Other news. Am off to see Camilla next week. I struggle sometimes not to pour my heart out to her. But I have come to the conclusion least said. I rang her yesterday for sanity! To hear her bubbly voice - it oozes sunshine from the phone! It worked. And then 2 hours with TTWD. I am glad of my decision last night. Trust is a really weird thing. It was good to talk though.
This evening I walked. Got very wet. In my walking sandals. Lovely! My hair is as curly as a Monday pm post swimming.

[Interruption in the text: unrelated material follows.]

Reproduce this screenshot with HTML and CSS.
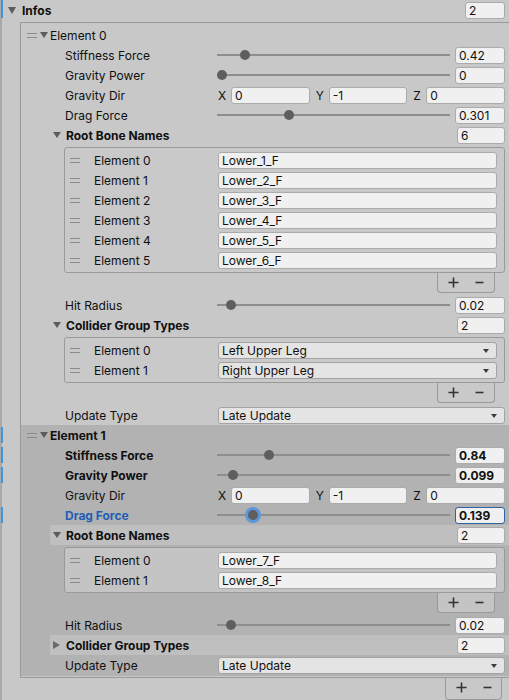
FILE: index.html
```html
<!DOCTYPE html>
<html>
<head>
<meta charset="utf-8">
<link rel="stylesheet" href="styles.css">
</head>
<body>
<div class="inspector">
  <div class="row top mod0">
    <span class="tri down big"></span><span class="title">Infos</span>
    <span class="field cnt-top">2</span>
  </div>

  <div class="list">
    <!-- Element 0 -->
    <div class="item">
      <div class="row ehead"><span class="handle"></span><span class="tri down"></span><span class="etext">Element 0</span></div>
      <div class="row prop"><span class="lbl">Stiffness Force</span><div class="slider"><div class="track"><span class="knob" style="--v:0.105"></span></div><span class="field val">0.42</span></div></div>
      <div class="row prop"><span class="lbl">Gravity Power</span><div class="slider"><div class="track"><span class="knob" style="--v:0"></span></div><span class="field val">0</span></div></div>
      <div class="row prop"><span class="lbl">Gravity Dir</span><div class="vec"><div class="axis"><span class="ax">X</span><span class="field">0</span></div><div class="axis"><span class="ax">Y</span><span class="field">-1</span></div><div class="axis"><span class="ax">Z</span><span class="field">0</span></div></div></div>
      <div class="row prop"><span class="lbl">Drag Force</span><div class="slider"><div class="track"><span class="knob" style="--v:0.301"></span></div><span class="field val">0.301</span></div></div>
      <div class="row sub"><span class="tri down"></span><span class="stext">Root Bone Names</span><span class="field cnt">6</span></div>
      <div class="ilist">
        <div class="irow"><span class="handle"></span><span class="ilbl">Element 0</span><span class="field">Lower_1_F</span></div>
        <div class="irow"><span class="handle"></span><span class="ilbl">Element 1</span><span class="field">Lower_2_F</span></div>
        <div class="irow"><span class="handle"></span><span class="ilbl">Element 2</span><span class="field">Lower_3_F</span></div>
        <div class="irow"><span class="handle"></span><span class="ilbl">Element 3</span><span class="field">Lower_4_F</span></div>
        <div class="irow"><span class="handle"></span><span class="ilbl">Element 4</span><span class="field">Lower_5_F</span></div>
        <div class="irow"><span class="handle"></span><span class="ilbl">Element 5</span><span class="field">Lower_6_F</span></div>
      </div>
      <div class="ifoot">
        <svg class="plus" width="11" height="11" viewBox="0 0 11 11"><path d="M5.5 0.5v10M0.5 5.5h10" stroke="#333" stroke-width="1.6"/></svg>
        <svg class="minus" width="9" height="11" viewBox="0 0 9 11"><path d="M0.5 5.5h8" stroke="#333" stroke-width="1.6"/></svg>
      </div>
      <div class="row prop gap"><span class="lbl">Hit Radius</span><div class="slider"><div class="track"><span class="knob" style="--v:0.04"></span></div><span class="field val">0.02</span></div></div>
      <div class="row sub"><span class="tri down"></span><span class="stext">Collider Group Types</span><span class="field cnt">2</span></div>
      <div class="ilist">
        <div class="irow"><span class="handle"></span><span class="ilbl">Element 0</span><span class="drop">Left Upper Leg</span></div>
        <div class="irow"><span class="handle"></span><span class="ilbl">Element 1</span><span class="drop">Right Upper Leg</span></div>
      </div>
      <div class="ifoot">
        <svg class="plus" width="11" height="11" viewBox="0 0 11 11"><path d="M5.5 0.5v10M0.5 5.5h10" stroke="#333" stroke-width="1.6"/></svg>
        <svg class="minus" width="9" height="11" viewBox="0 0 9 11"><path d="M0.5 5.5h8" stroke="#333" stroke-width="1.6"/></svg>
      </div>
      <div class="row prop gap"><span class="lbl">Update Type</span><span class="drop">Late Update</span></div>
    </div>

    <!-- Element 1 -->
    <div class="item dark">
      <div class="row ehead mod"><span class="handle"></span><span class="tri down"></span><span class="etext bold">Element 1</span></div>
      <div class="row prop mod"><span class="lbl bold">Stiffness Force</span><div class="slider"><div class="track"><span class="knob" style="--v:0.21"></span></div><span class="field val bold">0.84</span></div></div>
      <div class="row prop mod"><span class="lbl bold">Gravity Power</span><div class="slider"><div class="track"><span class="knob" style="--v:0.0495"></span></div><span class="field val bold">0.099</span></div></div>
      <div class="row prop"><span class="lbl">Gravity Dir</span><div class="vec"><div class="axis"><span class="ax">X</span><span class="field">0</span></div><div class="axis"><span class="ax">Y</span><span class="field">-1</span></div><div class="axis"><span class="ax">Z</span><span class="field">0</span></div></div></div>
      <div class="row prop mod"><span class="lbl bold focus">Drag Force</span><div class="slider"><div class="track"><span class="knob focus" style="--v:0.139"></span></div><span class="field val bold focused">0.139</span></div></div>
      <div class="row sub hl"><span class="tri down"></span><span class="stext">Root Bone Names</span><span class="field cnt">2</span></div>
      <div class="ilist">
        <div class="irow"><span class="handle"></span><span class="ilbl">Element 0</span><span class="field">Lower_7_F</span></div>
        <div class="irow"><span class="handle"></span><span class="ilbl">Element 1</span><span class="field">Lower_8_F</span></div>
      </div>
      <div class="ifoot">
        <svg class="plus" width="11" height="11" viewBox="0 0 11 11"><path d="M5.5 0.5v10M0.5 5.5h10" stroke="#333" stroke-width="1.6"/></svg>
        <svg class="minus" width="9" height="11" viewBox="0 0 9 11"><path d="M0.5 5.5h8" stroke="#333" stroke-width="1.6"/></svg>
      </div>
      <div class="row prop gap"><span class="lbl">Hit Radius</span><div class="slider"><div class="track"><span class="knob" style="--v:0.04"></span></div><span class="field val">0.02</span></div></div>
      <div class="row sub hl"><span class="tri right"></span><span class="stext">Collider Group Types</span><span class="field cnt">2</span></div>
      <div class="row prop"><span class="lbl">Update Type</span><span class="drop">Late Update</span></div>
    </div>
  </div>
  <div class="ofoot">
    <svg class="plus" width="11" height="11" viewBox="0 0 11 11"><path d="M5.5 0.5v10M0.5 5.5h10" stroke="#333" stroke-width="1.6"/></svg>
    <svg class="minus" width="9" height="11" viewBox="0 0 9 11"><path d="M0.5 5.5h8" stroke="#333" stroke-width="1.6"/></svg>
  </div>
</div>
</body>
</html>
```

FILE: styles.css
```css
html, body {
  margin: 0;
  padding: 0;
}
body {
  width: 509px;
  height: 700px;
  overflow: hidden;
  background: linear-gradient(to right, #a9a9a9 0 2px, #c8c8c8 2px);
  font-family: Inter, "Noto Sans", "Liberation Sans", sans-serif;
  font-size: 12px;
  color: #101010;
}
.inspector {
  width: 509px;
}
.row {
  position: relative;
  display: flex;
  align-items: center;
  height: 20px;
  box-sizing: border-box;
  white-space: nowrap;
}
.bold { font-weight: 700; }
.focus { color: #1f5fb4; }

/* modified-value markers in the left gutter */
.mod0::before,
.mod::before {
  content: "";
  position: absolute;
  top: 2px;
  bottom: 2px;
  width: 2px;
  background: #3d95db;
}
.mod0::before { left: 1px; top: 0; }
.mod::before { left: -20px; }

.top {
  padding: 0 4px 0 8px;
  margin-bottom: 2px;
}
.title {
  font-weight: 700;
  margin-left: 6px;
}
.tri {
  display: inline-block;
  width: 0;
  height: 0;
  flex: none;
}
.tri.down {
  border-left: 4px solid transparent;
  border-right: 4px solid transparent;
  border-top: 6px solid #5c5c5c;
}
.tri.big {
  border-left-width: 4.5px;
  border-right-width: 4.5px;
  border-top-width: 7px;
}
.tri.right {
  border-top: 4px solid transparent;
  border-bottom: 4px solid transparent;
  border-left: 7px solid #6a6a6a;
  margin-right: 1px;
}

.field {
  display: block;
  box-sizing: border-box;
  height: 17px;
  line-height: 15px;
  padding: 0 3px;
  background: #f0f0f0;
  border: 1px solid #ababab;
  border-radius: 3px;
  overflow: hidden;
  white-space: nowrap;
  color: #101010;
}
.field.focused {
  border-color: #2f63a3;
}
.cnt-top {
  margin-left: auto;
  width: 40px;
}
.cnt {
  margin-left: auto;
  width: 48px;
  flex: none;
}

.list {
  margin-left: 20px;
  border: 1px solid #999999;
  border-right: none;
  padding: 2px 0 1px;
}
.item {
  background: #c8c8c8;
}
.item.dark {
  background: #b2b2b2;
  padding-bottom: 1px;
}

.handle {
  display: block;
  flex: none;
  width: 10px;
  height: 5px;
  box-sizing: border-box;
  border-top: 1px solid #8a8a8a;
  border-bottom: 1px solid #8a8a8a;
}
.ehead {
  padding-left: 6px;
}
.ehead .tri {
  margin-left: 3px;
}
.etext {
  margin-left: 2px;
}

.prop {
  padding: 0 4px 0 44px;
}
.lbl {
  flex: none;
  width: 153px;
  overflow: hidden;
}
.gap {
  margin-top: 2px;
}

.slider {
  flex: 1;
  display: flex;
  align-items: center;
  height: 20px;
  margin-left: -1px;
}
.track {
  position: relative;
  flex: 1;
  height: 20px;
}
.track::before {
  content: "";
  position: absolute;
  left: 0;
  right: 0;
  top: 9px;
  height: 2px;
  background: #8e8e8e;
}
.knob {
  position: absolute;
  top: 5px;
  width: 10px;
  height: 10px;
  border-radius: 50%;
  background: #5e5e5e;
  left: calc(var(--v) * (100% - 10px));
}
.knob.focus {
  box-shadow: 0 0 0 3px #5c97da;
}
.val {
  flex: none;
  width: 50px;
  margin-left: 5px;
}

.vec {
  flex: 1;
  display: grid;
  grid-template-columns: 1fr 1fr 1fr;
  column-gap: 6px;
}
.axis {
  display: flex;
  align-items: center;
  min-width: 0;
}
.ax {
  flex: none;
  width: 13px;
}
.axis .field {
  flex: 1;
  min-width: 0;
}

.drop {
  position: relative;
  display: block;
  flex: 1;
  box-sizing: border-box;
  height: 17px;
  line-height: 15px;
  padding: 0 3px;
  background: #e4e4e4;
  border: 1px solid #a3a3a3;
  border-radius: 3px;
  white-space: nowrap;
}
.drop::after {
  content: "";
  position: absolute;
  right: 7px;
  top: 6px;
  border-left: 3.5px solid transparent;
  border-right: 3.5px solid transparent;
  border-top: 4px solid #3c3c3c;
}

.sub {
  margin-left: 29px;
  padding: 0 4px 0 3px;
}
.sub.hl {
  background: #bfbfbf;
}
.stext {
  margin-left: 5px;
  font-weight: 700;
}

.ilist {
  margin: 2px 4px 0 43px;
  border: 1px solid #9a9a9a;
  border-radius: 3px;
  padding: 2px 0;
  background: #c9c9c9;
}
.dark .ilist {
  background: #c4c4c4;
}
.irow {
  display: flex;
  align-items: center;
  height: 20px;
  padding: 0 7px 0 5px;
  white-space: nowrap;
}
.ilbl {
  flex: none;
  width: 124px;
  margin-left: 14px;
}
.irow .field,
.irow .drop {
  flex: 1;
}

.ifoot,
.ofoot {
  display: flex;
  align-items: center;
  box-sizing: border-box;
  border: 1px solid #9a9a9a;
  border-top: none;
  border-radius: 0 0 4px 4px;
  background: #c9c9c9;
}
.dark .ifoot {
  background: #c4c4c4;
}
.ifoot {
  width: 58px;
  height: 20px;
  margin-left: 416px;
  padding: 0 0 1px 10px;
}
.ofoot {
  width: 57px;
  height: 22px;
  margin-left: 445px;
  background: #c8c8c8;
  padding: 0 0 3px 10px;
}
.plus {
  display: block;
  flex: none;
}
.minus {
  display: block;
  flex: none;
  margin-left: 16px;
}
```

And the one event that really made me smile today? Whilst booking my haircut. I have a weird love/hate relationship with Tony and Guy. Its not like the heady days of Fish (that was always a laugh and my male Aussie hairdresser and I would be there long after closing laughing like drains, those were the days), its more manufactured and corporate. Not helped ny the manageress being a petite dark haired woman who loves to woo her male clients. It's fascinating to watch. Going in to book my haircut it was she who took my request. Telling me there were two of me in the database (God help you doppelganger - mind you you are probably living the life I should have had OR its a case of duplicates in which case I am back in detention) she checked slots. My hairdresser Louise came bounding over (v v un-Tony & Guy like) and smiling broadly asked me when I was coming in! I was really touched by her genuine enthusiasm. I replied as soon as you can fit me in. I think she would have cut my hair there and then! Any way petite Manageress mumbled a time for tomorrow and printed out my appointment slip. Louise meanwhile smiled again and told me she would see me tomorrow. It really cheered me. The harden petite one out flanked by me the offish frizz ball and her energetic lead stylist. LOL. Not a laugh to make me ache - but defo a rather inward beaming grin. So tomorrow haircut! Hooray! Its gotten too long. Dye it v soon too. Ready for Eddie Vedder! ;-)
And now with the news that at 7th August - at 34 minutes past 12 the time date will read
12:34:56 07/08/09...
its time for candor under the stairs... ta ra for now and cheers chums - you're keeping me sane in that random way my life does.